§ Description of the task:
Repeat, exactly and completely, the material that follows. Omit the pictures.

§ Source excerpt:
· · · · ·

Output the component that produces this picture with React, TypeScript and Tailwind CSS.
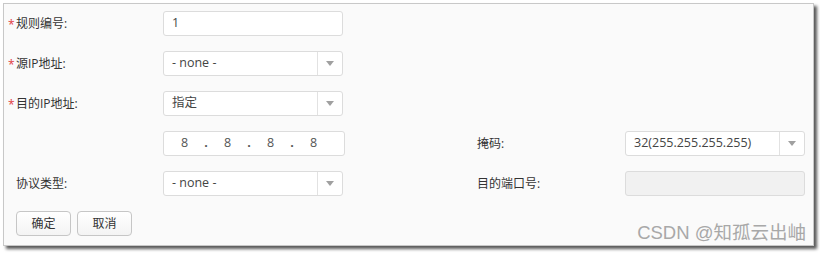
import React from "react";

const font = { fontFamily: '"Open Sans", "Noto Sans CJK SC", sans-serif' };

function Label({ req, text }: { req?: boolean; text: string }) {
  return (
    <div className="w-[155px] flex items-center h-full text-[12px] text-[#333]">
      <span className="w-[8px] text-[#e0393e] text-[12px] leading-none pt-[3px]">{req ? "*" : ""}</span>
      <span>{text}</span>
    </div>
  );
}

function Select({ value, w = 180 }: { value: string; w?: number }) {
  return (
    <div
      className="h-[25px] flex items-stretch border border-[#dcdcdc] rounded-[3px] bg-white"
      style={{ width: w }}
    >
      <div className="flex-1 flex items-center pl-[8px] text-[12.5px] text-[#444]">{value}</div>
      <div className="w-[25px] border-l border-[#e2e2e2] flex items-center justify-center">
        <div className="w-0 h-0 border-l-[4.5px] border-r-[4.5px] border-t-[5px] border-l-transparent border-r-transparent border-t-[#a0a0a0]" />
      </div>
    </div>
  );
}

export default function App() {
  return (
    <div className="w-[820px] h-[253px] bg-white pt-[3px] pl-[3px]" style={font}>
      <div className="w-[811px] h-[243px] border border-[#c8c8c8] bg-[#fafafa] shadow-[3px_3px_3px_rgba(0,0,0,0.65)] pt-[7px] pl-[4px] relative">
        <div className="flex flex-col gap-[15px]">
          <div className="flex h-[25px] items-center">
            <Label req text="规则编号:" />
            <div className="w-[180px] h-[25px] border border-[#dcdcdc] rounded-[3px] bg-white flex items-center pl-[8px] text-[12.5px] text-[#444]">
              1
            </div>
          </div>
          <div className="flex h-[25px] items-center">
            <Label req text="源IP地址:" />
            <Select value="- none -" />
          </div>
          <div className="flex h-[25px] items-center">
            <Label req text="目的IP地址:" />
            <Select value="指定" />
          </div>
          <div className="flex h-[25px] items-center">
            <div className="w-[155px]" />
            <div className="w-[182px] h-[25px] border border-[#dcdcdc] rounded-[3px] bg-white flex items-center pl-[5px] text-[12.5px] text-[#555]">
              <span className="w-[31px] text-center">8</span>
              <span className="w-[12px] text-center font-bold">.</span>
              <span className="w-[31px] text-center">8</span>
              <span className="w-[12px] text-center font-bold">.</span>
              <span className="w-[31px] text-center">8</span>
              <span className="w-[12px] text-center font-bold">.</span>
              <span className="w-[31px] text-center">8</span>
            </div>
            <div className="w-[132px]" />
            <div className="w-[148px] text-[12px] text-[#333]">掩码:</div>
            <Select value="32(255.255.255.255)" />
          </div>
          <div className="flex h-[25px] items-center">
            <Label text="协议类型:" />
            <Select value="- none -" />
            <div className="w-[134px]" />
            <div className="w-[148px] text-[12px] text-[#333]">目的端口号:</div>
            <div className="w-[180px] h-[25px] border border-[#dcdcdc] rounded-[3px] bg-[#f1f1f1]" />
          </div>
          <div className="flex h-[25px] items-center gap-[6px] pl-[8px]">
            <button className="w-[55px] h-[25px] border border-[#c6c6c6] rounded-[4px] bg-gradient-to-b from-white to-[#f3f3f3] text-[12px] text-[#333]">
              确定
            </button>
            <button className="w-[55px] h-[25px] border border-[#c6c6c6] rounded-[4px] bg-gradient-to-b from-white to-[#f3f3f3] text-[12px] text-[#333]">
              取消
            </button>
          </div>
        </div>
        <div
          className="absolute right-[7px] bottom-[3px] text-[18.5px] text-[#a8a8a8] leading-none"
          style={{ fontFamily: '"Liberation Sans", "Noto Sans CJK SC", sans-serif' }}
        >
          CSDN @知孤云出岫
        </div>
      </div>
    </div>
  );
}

· · · · ·

§ Task answer:
Output the component that produces this picture with React, TypeScript and Tailwind CSS.
import React from "react";

const font = { fontFamily: '"Open Sans", "Noto Sans CJK SC", sans-serif' };

function Label({ req, text }: { req?: boolean; text: string }) {
  return (
    <div className="w-[155px] flex items-center h-full text-[12px] text-[#333]">
      <span className="w-[8px] text-[#e0393e] text-[12px] leading-none pt-[3px]">{req ? "*" : ""}</span>
      <span>{text}</span>
    </div>
  );
}

function Select({ value, w = 180 }: { value: string; w?: number }) {
  return (
    <div
      className="h-[25px] flex items-stretch border border-[#dcdcdc] rounded-[3px] bg-white"
      style={{ width: w }}
    >
      <div className="flex-1 flex items-center pl-[8px] text-[12.5px] text-[#444]">{value}</div>
      <div className="w-[25px] border-l border-[#e2e2e2] flex items-center justify-center">
        <div className="w-0 h-0 border-l-[4.5px] border-r-[4.5px] border-t-[5px] border-l-transparent border-r-transparent border-t-[#a0a0a0]" />
      </div>
    </div>
  );
}

export default function App() {
  return (
    <div className="w-[820px] h-[253px] bg-white pt-[3px] pl-[3px]" style={font}>
      <div className="w-[811px] h-[243px] border border-[#c8c8c8] bg-[#fafafa] shadow-[3px_3px_3px_rgba(0,0,0,0.65)] pt-[7px] pl-[4px] relative">
        <div className="flex flex-col gap-[15px]">
          <div className="flex h-[25px] items-center">
            <Label req text="规则编号:" />
            <div className="w-[180px] h-[25px] border border-[#dcdcdc] rounded-[3px] bg-white flex items-center pl-[8px] text-[12.5px] text-[#444]">
              1
            </div>
          </div>
          <div className="flex h-[25px] items-center">
            <Label req text="源IP地址:" />
            <Select value="- none -" />
          </div>
          <div className="flex h-[25px] items-center">
            <Label req text="目的IP地址:" />
            <Select value="指定" />
          </div>
          <div className="flex h-[25px] items-center">
            <div className="w-[155px]" />
            <div className="w-[182px] h-[25px] border border-[#dcdcdc] rounded-[3px] bg-white flex items-center pl-[5px] text-[12.5px] text-[#555]">
              <span className="w-[31px] text-center">8</span>
              <span className="w-[12px] text-center font-bold">.</span>
              <span className="w-[31px] text-center">8</span>
              <span className="w-[12px] text-center font-bold">.</span>
              <span className="w-[31px] text-center">8</span>
              <span className="w-[12px] text-center font-bold">.</span>
              <span className="w-[31px] text-center">8</span>
            </div>
            <div className="w-[132px]" />
            <div className="w-[148px] text-[12px] text-[#333]">掩码:</div>
            <Select value="32(255.255.255.255)" />
          </div>
          <div className="flex h-[25px] items-center">
            <Label text="协议类型:" />
            <Select value="- none -" />
            <div className="w-[134px]" />
            <div className="w-[148px] text-[12px] text-[#333]">目的端口号:</div>
            <div className="w-[180px] h-[25px] border border-[#dcdcdc] rounded-[3px] bg-[#f1f1f1]" />
          </div>
          <div className="flex h-[25px] items-center gap-[6px] pl-[8px]">
            <button className="w-[55px] h-[25px] border border-[#c6c6c6] rounded-[4px] bg-gradient-to-b from-white to-[#f3f3f3] text-[12px] text-[#333]">
              确定
            </button>
            <button className="w-[55px] h-[25px] border border-[#c6c6c6] rounded-[4px] bg-gradient-to-b from-white to-[#f3f3f3] text-[12px] text-[#333]">
              取消
            </button>
          </div>
        </div>
        <div
          className="absolute right-[7px] bottom-[3px] text-[18.5px] text-[#a8a8a8] leading-none"
          style={{ fontFamily: '"Liberation Sans", "Noto Sans CJK SC", sans-serif' }}
        >
          CSDN @知孤云出岫
        </div>
      </div>
    </div>
  );
}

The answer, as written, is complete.